The first woman to top the album and film charts in one week
History is written by the victors, with one woman setting an impressive benchmark by topping the album charts and box office in the same week.
(Credits: Far Out / Sergi Viladesau / Danny Lines)
Film » Features
Sat 15 February 2025 3:00, UK
Musicians have long dabbled in acting and vice versa, with some faring much better than others. Of course, a select few have conquered both worlds, but only one woman got to make history as the first to have a number-one album and movie released in the same week.
Regardless of gender or whether it’s a single or an album, only six artists have ever had their music sitting pretty at the top of the charts at the same time one of their onscreen outings has been nestled at the top of the box office in the United States, and the two don’t even need to be mutually exclusive.

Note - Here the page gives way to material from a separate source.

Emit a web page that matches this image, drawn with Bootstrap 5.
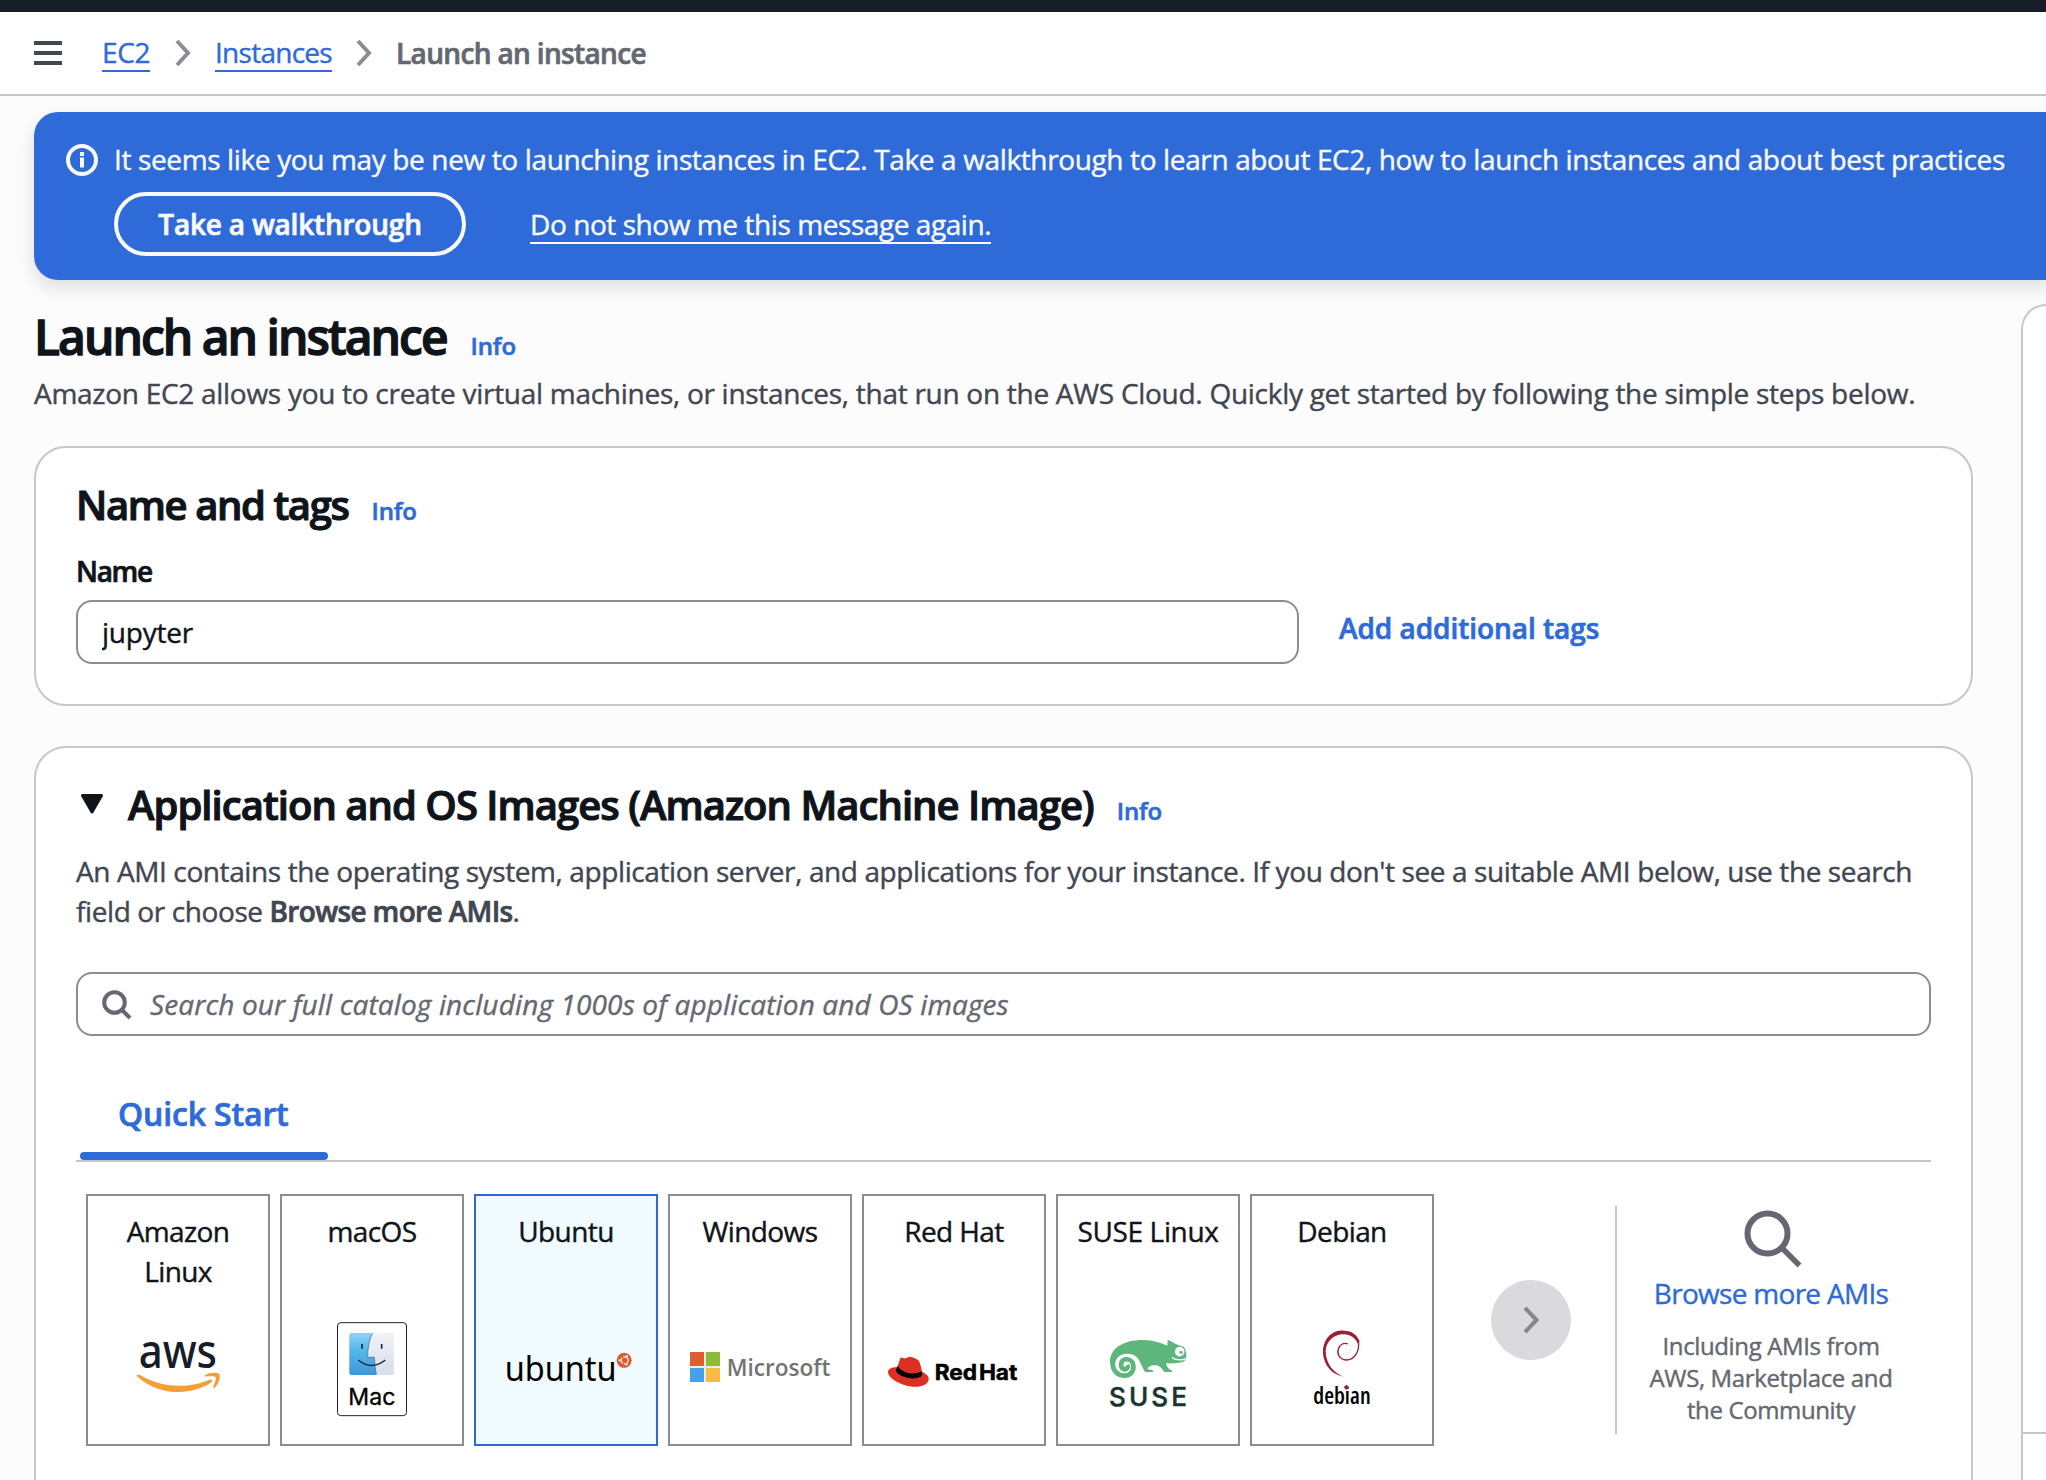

The most recent inductee into the exclusive club was Bad Bunny, who released his fourth solo studio record, Un Verano Sin Ti, in May 2022. However, it proved so popular that it was still flying high in the top spot at the beginning of August when David Leitch’s Bullet Train, where he played the assassin The Wolf, debuted as the biggest movie in the country.
Other artists have accomplished it with singles as opposed to albums, even if they haven’t been released concurrently. Harry Styles’ song ‘As It Was’ was 15 weeks deep into its chart-topping run before Don’t Worry Darling opened at number one, Beyoncé’s ‘Check on It’ topped the singles charts at the same time as Steve Martin’s The Pink Panther conquered the box office, and Eminem was flying high with 8 Mile in the top spot and his Academy Award-winning hit ‘Lose Yourself’ pulling double duty in November 2002.
However, none of them took top billing in a feature film released in the same week as a studio album before both landed at the summit. Only two people can claim that honour, making it somewhat ironic that the first woman did so with a record and a movie that could very generously be described as mediocre at best.
January 2001 was a month to remember for Jennifer Lopez, who saw her sophomore studio album J.Lo and her star vehicle opposite Matthew McConaughey in the insipid rom-com The Wedding Planner make history by conquering their respective fields.
When the dust had eventually settled, the record had shifted in excess of eight million copies worldwide, and the frothy romance recouped its production budget more than three times over in ticket sales, combining to form a history-making month for the actor and singer, who’d accomplished something that no other woman had accomplished before.
Was J.Lo, the album, up to much? No, not really, unless anyone has a deep-seated affinity for early-2000s pop. What about the movie? Again, not really, unless anyone has a deep-seated affinity for the exact kind of early-2000s rom-coms that made McConaughey become so disillusioned with his profession that he vanished from the public eye and only returned when he’d reinvented himself as a powerhouse dramatist.
Still, Lopez did something nobody had ever done, and she should be commended for it. Nobody would call her the greatest pop star of the modern era, and only the bravest or most foolhardy of souls would even contemplate calling her a good actor, but it’s the victors who always write history.
Who was the first person to achieve it?
Lopez may have been the first woman to release a number-one album and movie in the same week, but she wasn’t the first person overall. In fact, that particular trailblazer went one step further by throwing a number-one single into the mix, too.
The accompanying soundtrack album to Prince’s smash hit musical drama Purple Rain was released over a month before the film, but it was still at the top of the charts when the feature arrived, making him the first to perch themselves upon the musical and cinematic bestsellers list simultaneously.
This being Prince, of course, he didn’t stop there. When Purple Rain hit cinemas in July 1984, ‘When Doves Cry’ was coming towards the end of its five-week reign as his first number-one single. Refusing to let up, the album’s second single, ‘Let’s Go Crazy’, dropped seven days before the movie premiered to the general public to ensure that nobody would stand in the way of history.